Source material ▸
◇ ◇ ◇ ◇

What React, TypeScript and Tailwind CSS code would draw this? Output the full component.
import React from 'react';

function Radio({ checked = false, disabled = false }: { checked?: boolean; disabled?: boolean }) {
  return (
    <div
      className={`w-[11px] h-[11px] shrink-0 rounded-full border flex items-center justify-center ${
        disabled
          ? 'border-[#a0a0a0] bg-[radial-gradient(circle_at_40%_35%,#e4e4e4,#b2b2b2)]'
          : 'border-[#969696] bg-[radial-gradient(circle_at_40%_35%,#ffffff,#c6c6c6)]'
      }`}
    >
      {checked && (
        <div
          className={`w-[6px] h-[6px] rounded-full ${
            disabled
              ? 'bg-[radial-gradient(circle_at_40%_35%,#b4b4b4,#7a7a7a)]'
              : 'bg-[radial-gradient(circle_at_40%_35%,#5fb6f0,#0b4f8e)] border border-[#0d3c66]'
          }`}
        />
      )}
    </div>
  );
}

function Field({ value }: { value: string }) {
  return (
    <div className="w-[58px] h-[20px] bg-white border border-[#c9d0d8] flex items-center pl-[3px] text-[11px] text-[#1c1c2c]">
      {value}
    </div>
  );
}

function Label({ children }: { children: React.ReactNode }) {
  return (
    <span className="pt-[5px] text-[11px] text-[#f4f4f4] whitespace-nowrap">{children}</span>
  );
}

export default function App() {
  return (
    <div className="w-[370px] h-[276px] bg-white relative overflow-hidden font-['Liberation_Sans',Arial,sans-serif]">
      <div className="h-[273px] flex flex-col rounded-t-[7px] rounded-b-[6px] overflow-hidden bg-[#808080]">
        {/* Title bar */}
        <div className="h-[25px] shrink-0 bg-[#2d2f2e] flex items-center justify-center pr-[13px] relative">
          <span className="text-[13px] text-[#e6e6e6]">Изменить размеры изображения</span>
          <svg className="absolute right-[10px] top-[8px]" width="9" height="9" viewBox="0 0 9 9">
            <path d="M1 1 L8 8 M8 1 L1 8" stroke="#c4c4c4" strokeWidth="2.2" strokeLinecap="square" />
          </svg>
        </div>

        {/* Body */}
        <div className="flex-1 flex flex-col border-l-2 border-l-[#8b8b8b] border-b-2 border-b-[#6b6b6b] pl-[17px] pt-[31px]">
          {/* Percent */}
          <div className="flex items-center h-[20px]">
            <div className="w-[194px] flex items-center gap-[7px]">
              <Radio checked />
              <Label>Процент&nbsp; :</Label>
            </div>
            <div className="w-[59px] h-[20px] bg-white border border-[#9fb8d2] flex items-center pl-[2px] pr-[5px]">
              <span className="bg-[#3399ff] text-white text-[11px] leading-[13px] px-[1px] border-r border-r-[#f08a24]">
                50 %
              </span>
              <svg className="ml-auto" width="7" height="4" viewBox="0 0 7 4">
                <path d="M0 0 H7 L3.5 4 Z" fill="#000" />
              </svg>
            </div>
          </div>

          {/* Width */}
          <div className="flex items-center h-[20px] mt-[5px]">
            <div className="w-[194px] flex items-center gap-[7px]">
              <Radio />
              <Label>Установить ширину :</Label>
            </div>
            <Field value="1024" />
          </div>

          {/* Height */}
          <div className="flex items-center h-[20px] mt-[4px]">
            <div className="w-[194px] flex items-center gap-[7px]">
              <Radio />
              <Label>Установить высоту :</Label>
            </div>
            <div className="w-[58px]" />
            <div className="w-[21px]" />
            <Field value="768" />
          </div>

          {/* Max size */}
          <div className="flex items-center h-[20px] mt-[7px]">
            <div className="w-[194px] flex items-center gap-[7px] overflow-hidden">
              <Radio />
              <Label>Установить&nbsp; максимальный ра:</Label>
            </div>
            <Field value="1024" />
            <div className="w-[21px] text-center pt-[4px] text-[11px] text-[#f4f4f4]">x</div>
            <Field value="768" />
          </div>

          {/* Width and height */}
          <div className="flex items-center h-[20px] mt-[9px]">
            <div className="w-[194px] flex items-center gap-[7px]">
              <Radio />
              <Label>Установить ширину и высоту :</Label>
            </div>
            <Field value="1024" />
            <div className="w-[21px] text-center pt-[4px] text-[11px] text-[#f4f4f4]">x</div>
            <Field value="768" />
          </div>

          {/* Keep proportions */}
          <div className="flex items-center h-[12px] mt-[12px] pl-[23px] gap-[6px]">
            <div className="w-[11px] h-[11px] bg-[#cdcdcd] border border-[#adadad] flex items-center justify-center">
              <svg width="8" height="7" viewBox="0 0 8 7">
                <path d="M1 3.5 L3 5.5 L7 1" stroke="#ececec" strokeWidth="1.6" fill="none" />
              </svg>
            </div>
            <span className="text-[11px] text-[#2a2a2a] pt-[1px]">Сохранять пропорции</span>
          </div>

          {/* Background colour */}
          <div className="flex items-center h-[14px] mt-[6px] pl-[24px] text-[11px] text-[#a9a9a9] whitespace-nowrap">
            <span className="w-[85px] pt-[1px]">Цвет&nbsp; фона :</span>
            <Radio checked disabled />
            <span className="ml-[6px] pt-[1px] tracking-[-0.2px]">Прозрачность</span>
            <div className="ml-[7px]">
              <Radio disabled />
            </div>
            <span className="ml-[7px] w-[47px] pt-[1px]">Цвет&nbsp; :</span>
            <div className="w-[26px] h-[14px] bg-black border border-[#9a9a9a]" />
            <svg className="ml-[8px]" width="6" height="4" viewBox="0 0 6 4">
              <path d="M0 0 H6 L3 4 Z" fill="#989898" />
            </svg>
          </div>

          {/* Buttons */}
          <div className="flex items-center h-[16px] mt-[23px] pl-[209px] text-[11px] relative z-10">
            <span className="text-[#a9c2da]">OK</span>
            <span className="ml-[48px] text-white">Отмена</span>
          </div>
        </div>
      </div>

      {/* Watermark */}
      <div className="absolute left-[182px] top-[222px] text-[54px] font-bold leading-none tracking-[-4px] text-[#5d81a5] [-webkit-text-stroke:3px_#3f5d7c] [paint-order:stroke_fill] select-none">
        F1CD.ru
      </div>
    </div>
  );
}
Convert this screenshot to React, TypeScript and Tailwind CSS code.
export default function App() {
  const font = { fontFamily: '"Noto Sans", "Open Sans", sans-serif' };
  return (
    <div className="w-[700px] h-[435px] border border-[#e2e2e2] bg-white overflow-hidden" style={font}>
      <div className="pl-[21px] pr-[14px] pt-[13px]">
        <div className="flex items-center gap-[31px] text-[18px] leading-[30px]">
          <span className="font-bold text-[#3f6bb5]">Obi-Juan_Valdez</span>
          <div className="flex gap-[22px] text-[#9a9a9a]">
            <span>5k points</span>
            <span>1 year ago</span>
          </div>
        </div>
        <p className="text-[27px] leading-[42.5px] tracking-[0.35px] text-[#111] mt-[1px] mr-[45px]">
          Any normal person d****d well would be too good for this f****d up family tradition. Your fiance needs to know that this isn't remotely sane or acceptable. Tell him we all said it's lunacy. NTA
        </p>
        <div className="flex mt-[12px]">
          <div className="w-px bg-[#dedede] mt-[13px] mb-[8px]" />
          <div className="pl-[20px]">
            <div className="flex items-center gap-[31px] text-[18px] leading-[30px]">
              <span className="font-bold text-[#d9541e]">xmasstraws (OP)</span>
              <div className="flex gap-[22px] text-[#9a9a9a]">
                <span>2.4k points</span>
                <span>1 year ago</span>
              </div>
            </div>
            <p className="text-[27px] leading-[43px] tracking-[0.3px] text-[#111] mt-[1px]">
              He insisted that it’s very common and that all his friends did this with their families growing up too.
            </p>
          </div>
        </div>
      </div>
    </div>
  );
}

◇ ◇ ◇ ◇

Description of the task ▸ Set down each entry again, unchanged.

Response to the exercise ▸
What React, TypeScript and Tailwind CSS code would draw this? Output the full component.
import React from 'react';

function Radio({ checked = false, disabled = false }: { checked?: boolean; disabled?: boolean }) {
  return (
    <div
      className={`w-[11px] h-[11px] shrink-0 rounded-full border flex items-center justify-center ${
        disabled
          ? 'border-[#a0a0a0] bg-[radial-gradient(circle_at_40%_35%,#e4e4e4,#b2b2b2)]'
          : 'border-[#969696] bg-[radial-gradient(circle_at_40%_35%,#ffffff,#c6c6c6)]'
      }`}
    >
      {checked && (
        <div
          className={`w-[6px] h-[6px] rounded-full ${
            disabled
              ? 'bg-[radial-gradient(circle_at_40%_35%,#b4b4b4,#7a7a7a)]'
              : 'bg-[radial-gradient(circle_at_40%_35%,#5fb6f0,#0b4f8e)] border border-[#0d3c66]'
          }`}
        />
      )}
    </div>
  );
}

function Field({ value }: { value: string }) {
  return (
    <div className="w-[58px] h-[20px] bg-white border border-[#c9d0d8] flex items-center pl-[3px] text-[11px] text-[#1c1c2c]">
      {value}
    </div>
  );
}

function Label({ children }: { children: React.ReactNode }) {
  return (
    <span className="pt-[5px] text-[11px] text-[#f4f4f4] whitespace-nowrap">{children}</span>
  );
}

export default function App() {
  return (
    <div className="w-[370px] h-[276px] bg-white relative overflow-hidden font-['Liberation_Sans',Arial,sans-serif]">
      <div className="h-[273px] flex flex-col rounded-t-[7px] rounded-b-[6px] overflow-hidden bg-[#808080]">
        {/* Title bar */}
        <div className="h-[25px] shrink-0 bg-[#2d2f2e] flex items-center justify-center pr-[13px] relative">
          <span className="text-[13px] text-[#e6e6e6]">Изменить размеры изображения</span>
          <svg className="absolute right-[10px] top-[8px]" width="9" height="9" viewBox="0 0 9 9">
            <path d="M1 1 L8 8 M8 1 L1 8" stroke="#c4c4c4" strokeWidth="2.2" strokeLinecap="square" />
          </svg>
        </div>

        {/* Body */}
        <div className="flex-1 flex flex-col border-l-2 border-l-[#8b8b8b] border-b-2 border-b-[#6b6b6b] pl-[17px] pt-[31px]">
          {/* Percent */}
          <div className="flex items-center h-[20px]">
            <div className="w-[194px] flex items-center gap-[7px]">
              <Radio checked />
              <Label>Процент&nbsp; :</Label>
            </div>
            <div className="w-[59px] h-[20px] bg-white border border-[#9fb8d2] flex items-center pl-[2px] pr-[5px]">
              <span className="bg-[#3399ff] text-white text-[11px] leading-[13px] px-[1px] border-r border-r-[#f08a24]">
                50 %
              </span>
              <svg className="ml-auto" width="7" height="4" viewBox="0 0 7 4">
                <path d="M0 0 H7 L3.5 4 Z" fill="#000" />
              </svg>
            </div>
          </div>

          {/* Width */}
          <div className="flex items-center h-[20px] mt-[5px]">
            <div className="w-[194px] flex items-center gap-[7px]">
              <Radio />
              <Label>Установить ширину :</Label>
            </div>
            <Field value="1024" />
          </div>

          {/* Height */}
          <div className="flex items-center h-[20px] mt-[4px]">
            <div className="w-[194px] flex items-center gap-[7px]">
              <Radio />
              <Label>Установить высоту :</Label>
            </div>
            <div className="w-[58px]" />
            <div className="w-[21px]" />
            <Field value="768" />
          </div>

          {/* Max size */}
          <div className="flex items-center h-[20px] mt-[7px]">
            <div className="w-[194px] flex items-center gap-[7px] overflow-hidden">
              <Radio />
              <Label>Установить&nbsp; максимальный ра:</Label>
            </div>
            <Field value="1024" />
            <div className="w-[21px] text-center pt-[4px] text-[11px] text-[#f4f4f4]">x</div>
            <Field value="768" />
          </div>

          {/* Width and height */}
          <div className="flex items-center h-[20px] mt-[9px]">
            <div className="w-[194px] flex items-center gap-[7px]">
              <Radio />
              <Label>Установить ширину и высоту :</Label>
            </div>
            <Field value="1024" />
            <div className="w-[21px] text-center pt-[4px] text-[11px] text-[#f4f4f4]">x</div>
            <Field value="768" />
          </div>

          {/* Keep proportions */}
          <div className="flex items-center h-[12px] mt-[12px] pl-[23px] gap-[6px]">
            <div className="w-[11px] h-[11px] bg-[#cdcdcd] border border-[#adadad] flex items-center justify-center">
              <svg width="8" height="7" viewBox="0 0 8 7">
                <path d="M1 3.5 L3 5.5 L7 1" stroke="#ececec" strokeWidth="1.6" fill="none" />
              </svg>
            </div>
            <span className="text-[11px] text-[#2a2a2a] pt-[1px]">Сохранять пропорции</span>
          </div>

          {/* Background colour */}
          <div className="flex items-center h-[14px] mt-[6px] pl-[24px] text-[11px] text-[#a9a9a9] whitespace-nowrap">
            <span className="w-[85px] pt-[1px]">Цвет&nbsp; фона :</span>
            <Radio checked disabled />
            <span className="ml-[6px] pt-[1px] tracking-[-0.2px]">Прозрачность</span>
            <div className="ml-[7px]">
              <Radio disabled />
            </div>
            <span className="ml-[7px] w-[47px] pt-[1px]">Цвет&nbsp; :</span>
            <div className="w-[26px] h-[14px] bg-black border border-[#9a9a9a]" />
            <svg className="ml-[8px]" width="6" height="4" viewBox="0 0 6 4">
              <path d="M0 0 H6 L3 4 Z" fill="#989898" />
            </svg>
          </div>

          {/* Buttons */}
          <div className="flex items-center h-[16px] mt-[23px] pl-[209px] text-[11px] relative z-10">
            <span className="text-[#a9c2da]">OK</span>
            <span className="ml-[48px] text-white">Отмена</span>
          </div>
        </div>
      </div>

      {/* Watermark */}
      <div className="absolute left-[182px] top-[222px] text-[54px] font-bold leading-none tracking-[-4px] text-[#5d81a5] [-webkit-text-stroke:3px_#3f5d7c] [paint-order:stroke_fill] select-none">
        F1CD.ru
      </div>
    </div>
  );
}
Convert this screenshot to React, TypeScript and Tailwind CSS code.
export default function App() {
  const font = { fontFamily: '"Noto Sans", "Open Sans", sans-serif' };
  return (
    <div className="w-[700px] h-[435px] border border-[#e2e2e2] bg-white overflow-hidden" style={font}>
      <div className="pl-[21px] pr-[14px] pt-[13px]">
        <div className="flex items-center gap-[31px] text-[18px] leading-[30px]">
          <span className="font-bold text-[#3f6bb5]">Obi-Juan_Valdez</span>
          <div className="flex gap-[22px] text-[#9a9a9a]">
            <span>5k points</span>
            <span>1 year ago</span>
          </div>
        </div>
        <p className="text-[27px] leading-[42.5px] tracking-[0.35px] text-[#111] mt-[1px] mr-[45px]">
          Any normal person d****d well would be too good for this f****d up family tradition. Your fiance needs to know that this isn't remotely sane or acceptable. Tell him we all said it's lunacy. NTA
        </p>
        <div className="flex mt-[12px]">
          <div className="w-px bg-[#dedede] mt-[13px] mb-[8px]" />
          <div className="pl-[20px]">
            <div className="flex items-center gap-[31px] text-[18px] leading-[30px]">
              <span className="font-bold text-[#d9541e]">xmasstraws (OP)</span>
              <div className="flex gap-[22px] text-[#9a9a9a]">
                <span>2.4k points</span>
                <span>1 year ago</span>
              </div>
            </div>
            <p className="text-[27px] leading-[43px] tracking-[0.3px] text-[#111] mt-[1px]">
              He insisted that it’s very common and that all his friends did this with their families growing up too.
            </p>
          </div>
        </div>
      </div>
    </div>
  );
}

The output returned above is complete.